Wenn man mich persönlich fragen würde, würde ich sagen, dass ich die Waldorfschule nicht besonders gut finde. Erstens finde ich es als „Leseratte“ bedenklich, dass Schüler erst ab der 2. Klasse Lesen und Schreiben lernen, denn Kinder haben gerade in jungen Jahren die außerordentliche Begabung, sehr viel in kurzer Zeit zu lernen. Wichtig ist es auch, früh zu lernen mit Konkurrenten umzugehen. Dann hat man es später im Beruf leichter. Das Leben ist kein Zuckerschlecken und man muss lernen, sich zu behaupten. Ein Abiturzeugnis ist das Tor zur Hochschulausbildung und erst ein Hochschulstudium ermöglicht den Zugang zu besser bezahlten Berufen. Hier haben die Waldorfschüler aufgrund ihrer eher künstlerisch-musischen oder sozialen Erziehung das Nachsehen. Ich selbst habe eine Cousine, die die Waldorfschule in Zagreb besucht hat. Da sie die Reifeprüfung nicht bestand, arbeitet sie jetzt bei einer Tante in einem Schönheitssalon und lebt weiterhin im Elternhaus.

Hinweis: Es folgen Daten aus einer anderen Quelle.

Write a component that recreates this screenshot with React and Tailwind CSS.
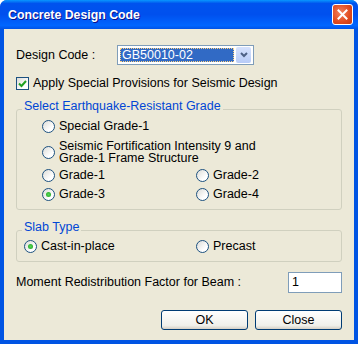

Zusammenfassend lässt sich also sagen, dass vom Besuch der Waldorfschule abgeraten werden sollte, wenn ein Akademikerberuf angestrebt wird. Anzuraten hingegen ist ein Besuch der Einrichtung, wenn eine einseitig musikalische oder künstlerische Begabung vorliegt – vielleicht, weil das Kind aus einer Musiker – oder Künstlerfamilie kommt. Dann kann auch die Waldorfschule der richtige Weg sein.